• _Task description_
Starting at the first line of the listing below, repeat each line exactly until the line containing "Globe, RotateCw, X", which you include. Leave out pictures.

• _Source data_
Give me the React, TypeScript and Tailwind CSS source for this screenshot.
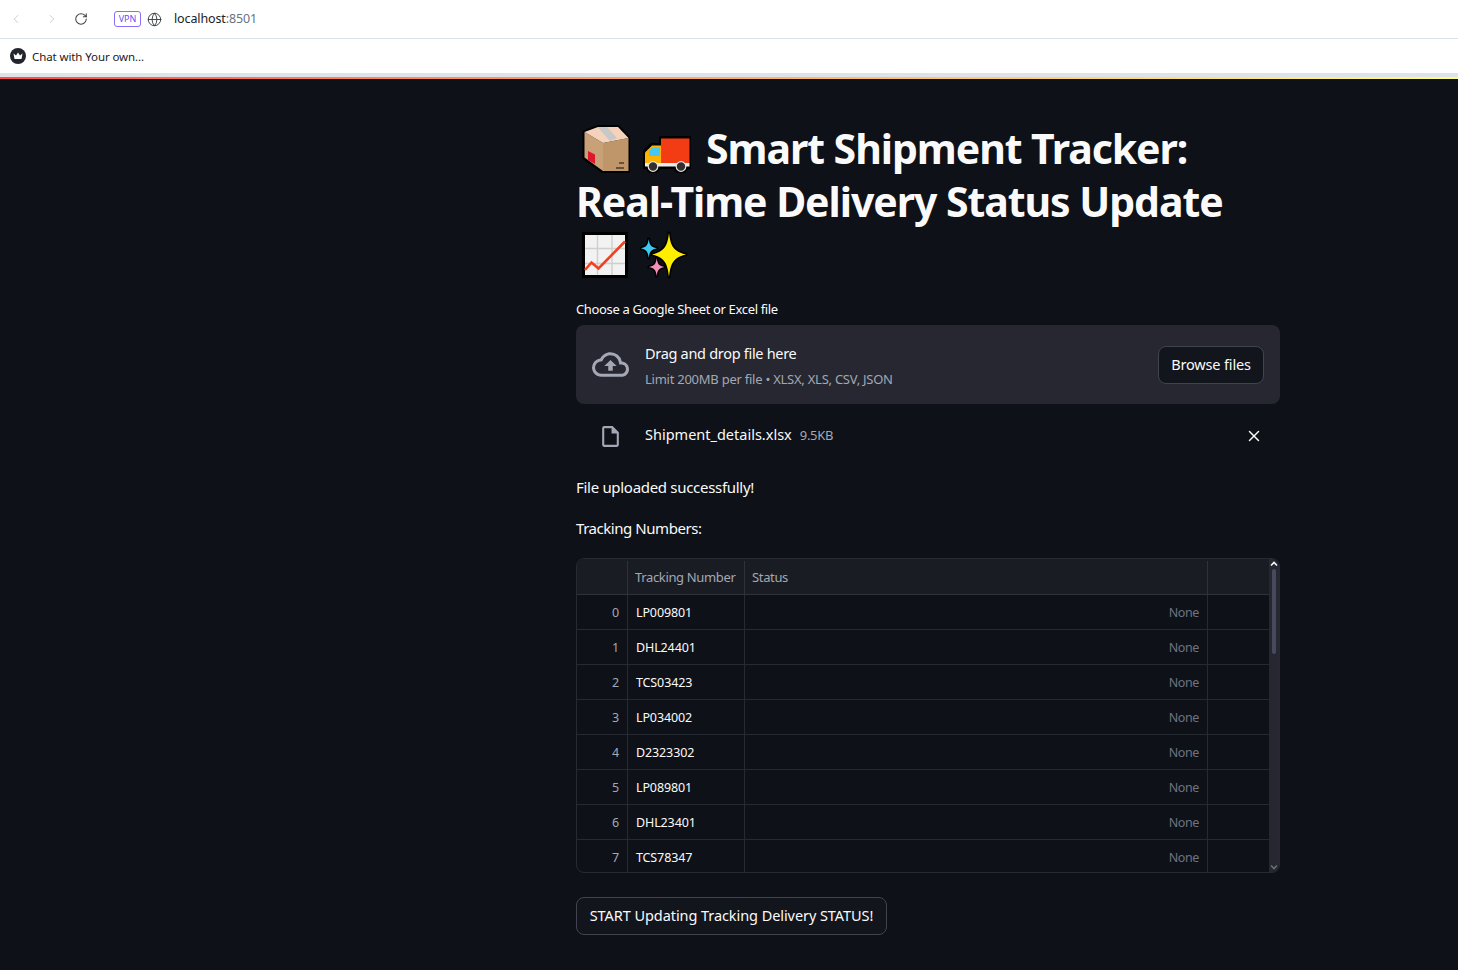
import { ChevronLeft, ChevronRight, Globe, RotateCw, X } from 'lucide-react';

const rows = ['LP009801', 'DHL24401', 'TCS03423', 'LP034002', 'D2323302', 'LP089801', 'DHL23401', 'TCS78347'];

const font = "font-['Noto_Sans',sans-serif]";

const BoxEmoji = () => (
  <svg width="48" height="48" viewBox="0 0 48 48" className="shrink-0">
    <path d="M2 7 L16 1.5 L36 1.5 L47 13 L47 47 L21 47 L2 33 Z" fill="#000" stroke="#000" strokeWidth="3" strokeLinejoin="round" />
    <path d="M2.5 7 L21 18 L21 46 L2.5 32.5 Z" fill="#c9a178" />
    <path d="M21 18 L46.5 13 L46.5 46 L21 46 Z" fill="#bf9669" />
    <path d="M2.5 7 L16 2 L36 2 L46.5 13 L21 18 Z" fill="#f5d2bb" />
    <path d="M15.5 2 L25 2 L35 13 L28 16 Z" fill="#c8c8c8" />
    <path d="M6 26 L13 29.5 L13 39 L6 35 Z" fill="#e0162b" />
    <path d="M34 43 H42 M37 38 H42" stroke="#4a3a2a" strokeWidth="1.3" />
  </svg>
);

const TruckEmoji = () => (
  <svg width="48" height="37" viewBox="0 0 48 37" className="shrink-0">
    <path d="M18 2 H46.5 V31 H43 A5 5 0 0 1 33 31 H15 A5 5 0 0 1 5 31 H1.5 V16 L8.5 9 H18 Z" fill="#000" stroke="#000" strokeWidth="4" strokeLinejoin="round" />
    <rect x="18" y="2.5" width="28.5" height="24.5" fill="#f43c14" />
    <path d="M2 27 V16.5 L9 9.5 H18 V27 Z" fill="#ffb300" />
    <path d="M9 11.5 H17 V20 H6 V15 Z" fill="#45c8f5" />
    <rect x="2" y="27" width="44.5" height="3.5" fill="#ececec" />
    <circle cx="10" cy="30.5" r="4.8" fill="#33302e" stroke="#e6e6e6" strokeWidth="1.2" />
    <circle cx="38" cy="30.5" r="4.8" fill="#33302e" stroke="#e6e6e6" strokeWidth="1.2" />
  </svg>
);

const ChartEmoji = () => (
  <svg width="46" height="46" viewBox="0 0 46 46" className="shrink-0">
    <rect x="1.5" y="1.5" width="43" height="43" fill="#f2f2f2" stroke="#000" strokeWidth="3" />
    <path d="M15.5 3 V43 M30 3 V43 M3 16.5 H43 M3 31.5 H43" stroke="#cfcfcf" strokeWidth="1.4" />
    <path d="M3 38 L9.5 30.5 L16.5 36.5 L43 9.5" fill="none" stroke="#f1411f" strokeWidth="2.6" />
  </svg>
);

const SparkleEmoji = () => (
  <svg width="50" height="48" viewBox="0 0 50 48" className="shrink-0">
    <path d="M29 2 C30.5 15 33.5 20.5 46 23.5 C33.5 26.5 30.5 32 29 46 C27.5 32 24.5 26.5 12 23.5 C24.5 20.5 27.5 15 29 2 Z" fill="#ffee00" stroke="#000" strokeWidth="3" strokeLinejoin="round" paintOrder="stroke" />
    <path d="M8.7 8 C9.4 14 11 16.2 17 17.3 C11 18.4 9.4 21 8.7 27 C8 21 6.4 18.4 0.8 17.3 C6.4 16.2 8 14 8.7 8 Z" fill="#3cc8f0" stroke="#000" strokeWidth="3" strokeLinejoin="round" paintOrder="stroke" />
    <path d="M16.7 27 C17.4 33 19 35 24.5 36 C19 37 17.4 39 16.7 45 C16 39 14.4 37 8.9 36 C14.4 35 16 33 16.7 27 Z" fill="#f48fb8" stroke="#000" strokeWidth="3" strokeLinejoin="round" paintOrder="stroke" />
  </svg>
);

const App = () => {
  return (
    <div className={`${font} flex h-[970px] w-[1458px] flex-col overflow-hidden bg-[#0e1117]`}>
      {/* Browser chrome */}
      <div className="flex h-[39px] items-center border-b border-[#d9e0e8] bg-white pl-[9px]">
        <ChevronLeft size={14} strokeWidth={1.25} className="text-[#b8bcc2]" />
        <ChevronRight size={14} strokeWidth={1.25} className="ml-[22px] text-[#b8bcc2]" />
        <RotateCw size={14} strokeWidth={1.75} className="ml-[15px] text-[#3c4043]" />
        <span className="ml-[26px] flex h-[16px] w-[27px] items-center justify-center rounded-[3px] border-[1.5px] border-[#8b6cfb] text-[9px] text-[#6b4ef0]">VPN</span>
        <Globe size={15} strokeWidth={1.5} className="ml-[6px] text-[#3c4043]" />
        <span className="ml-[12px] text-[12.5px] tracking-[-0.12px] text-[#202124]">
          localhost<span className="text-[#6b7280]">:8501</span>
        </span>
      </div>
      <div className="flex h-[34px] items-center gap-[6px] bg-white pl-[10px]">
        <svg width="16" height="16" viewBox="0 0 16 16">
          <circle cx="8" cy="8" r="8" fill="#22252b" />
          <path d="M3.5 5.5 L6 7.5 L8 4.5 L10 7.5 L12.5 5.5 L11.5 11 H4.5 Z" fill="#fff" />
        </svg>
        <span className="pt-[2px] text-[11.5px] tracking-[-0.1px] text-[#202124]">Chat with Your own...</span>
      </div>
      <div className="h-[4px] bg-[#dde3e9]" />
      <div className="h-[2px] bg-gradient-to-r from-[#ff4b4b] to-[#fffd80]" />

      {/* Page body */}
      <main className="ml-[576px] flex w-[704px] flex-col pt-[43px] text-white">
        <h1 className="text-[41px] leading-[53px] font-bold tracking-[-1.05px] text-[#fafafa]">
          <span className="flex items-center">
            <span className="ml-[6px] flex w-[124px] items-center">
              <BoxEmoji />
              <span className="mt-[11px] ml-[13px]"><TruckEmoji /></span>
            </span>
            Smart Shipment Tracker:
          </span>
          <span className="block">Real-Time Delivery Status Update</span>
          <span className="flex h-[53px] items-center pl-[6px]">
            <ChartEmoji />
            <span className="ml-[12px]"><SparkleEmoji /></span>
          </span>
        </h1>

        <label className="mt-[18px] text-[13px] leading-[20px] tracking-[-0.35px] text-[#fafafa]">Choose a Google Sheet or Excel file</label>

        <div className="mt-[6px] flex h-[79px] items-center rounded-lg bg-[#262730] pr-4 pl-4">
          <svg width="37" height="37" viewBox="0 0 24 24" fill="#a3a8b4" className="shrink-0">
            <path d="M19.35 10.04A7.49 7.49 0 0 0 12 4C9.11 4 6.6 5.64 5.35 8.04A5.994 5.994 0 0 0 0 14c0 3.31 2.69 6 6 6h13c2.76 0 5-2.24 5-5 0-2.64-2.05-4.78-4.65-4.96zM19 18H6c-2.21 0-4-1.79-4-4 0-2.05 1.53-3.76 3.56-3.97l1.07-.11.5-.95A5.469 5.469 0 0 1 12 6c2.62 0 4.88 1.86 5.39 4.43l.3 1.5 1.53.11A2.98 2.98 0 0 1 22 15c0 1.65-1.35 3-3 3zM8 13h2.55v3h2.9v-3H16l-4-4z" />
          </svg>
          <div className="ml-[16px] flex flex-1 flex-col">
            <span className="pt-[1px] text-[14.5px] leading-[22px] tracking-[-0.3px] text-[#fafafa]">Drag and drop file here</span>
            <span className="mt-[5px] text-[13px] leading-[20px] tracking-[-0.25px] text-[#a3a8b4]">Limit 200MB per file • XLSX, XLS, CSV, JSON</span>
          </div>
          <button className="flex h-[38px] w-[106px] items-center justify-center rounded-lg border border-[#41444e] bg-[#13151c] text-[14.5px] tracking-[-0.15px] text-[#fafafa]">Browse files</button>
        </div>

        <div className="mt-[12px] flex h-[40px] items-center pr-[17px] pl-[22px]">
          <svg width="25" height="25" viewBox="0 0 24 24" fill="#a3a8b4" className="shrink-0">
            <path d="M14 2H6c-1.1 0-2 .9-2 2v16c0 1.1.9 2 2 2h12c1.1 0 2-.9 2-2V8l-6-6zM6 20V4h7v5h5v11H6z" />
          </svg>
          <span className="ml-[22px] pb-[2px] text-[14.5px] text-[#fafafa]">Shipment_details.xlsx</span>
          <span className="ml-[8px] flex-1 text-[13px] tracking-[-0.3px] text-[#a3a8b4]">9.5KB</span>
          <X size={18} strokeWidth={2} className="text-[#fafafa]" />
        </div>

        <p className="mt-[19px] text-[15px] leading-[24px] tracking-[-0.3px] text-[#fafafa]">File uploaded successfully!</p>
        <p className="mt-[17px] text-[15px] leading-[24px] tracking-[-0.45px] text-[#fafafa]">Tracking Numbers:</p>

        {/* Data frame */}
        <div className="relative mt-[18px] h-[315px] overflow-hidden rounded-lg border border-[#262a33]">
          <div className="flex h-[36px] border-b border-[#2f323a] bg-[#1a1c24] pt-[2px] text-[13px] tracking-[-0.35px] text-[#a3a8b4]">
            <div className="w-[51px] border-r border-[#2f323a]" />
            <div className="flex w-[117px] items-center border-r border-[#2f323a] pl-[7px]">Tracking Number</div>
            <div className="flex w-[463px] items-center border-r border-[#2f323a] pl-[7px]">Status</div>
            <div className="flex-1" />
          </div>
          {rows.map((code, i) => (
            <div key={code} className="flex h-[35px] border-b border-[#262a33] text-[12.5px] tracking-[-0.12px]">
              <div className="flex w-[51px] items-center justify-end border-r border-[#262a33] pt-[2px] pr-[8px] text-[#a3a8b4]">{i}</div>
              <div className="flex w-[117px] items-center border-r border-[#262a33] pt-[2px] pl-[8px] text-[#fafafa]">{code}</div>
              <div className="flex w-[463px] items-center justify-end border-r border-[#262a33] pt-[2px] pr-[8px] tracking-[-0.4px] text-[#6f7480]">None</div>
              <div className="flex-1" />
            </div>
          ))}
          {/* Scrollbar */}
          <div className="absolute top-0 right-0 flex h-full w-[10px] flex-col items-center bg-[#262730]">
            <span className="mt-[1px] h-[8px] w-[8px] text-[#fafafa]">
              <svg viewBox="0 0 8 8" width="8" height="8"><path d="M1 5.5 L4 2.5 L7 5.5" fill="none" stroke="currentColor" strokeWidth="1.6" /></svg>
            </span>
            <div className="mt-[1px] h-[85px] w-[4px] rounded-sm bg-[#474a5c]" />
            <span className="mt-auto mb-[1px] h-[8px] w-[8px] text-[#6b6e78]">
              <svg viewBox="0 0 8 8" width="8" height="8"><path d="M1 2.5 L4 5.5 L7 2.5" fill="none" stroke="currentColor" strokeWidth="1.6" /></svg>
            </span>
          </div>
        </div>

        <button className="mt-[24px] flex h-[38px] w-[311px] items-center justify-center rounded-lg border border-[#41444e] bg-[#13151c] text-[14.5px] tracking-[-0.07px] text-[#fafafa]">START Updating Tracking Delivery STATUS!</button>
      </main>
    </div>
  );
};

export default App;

• _Response to the task_
Give me the React, TypeScript and Tailwind CSS source for this screenshot.
import { ChevronLeft, ChevronRight, Globe, RotateCw, X } from 'lucide-react';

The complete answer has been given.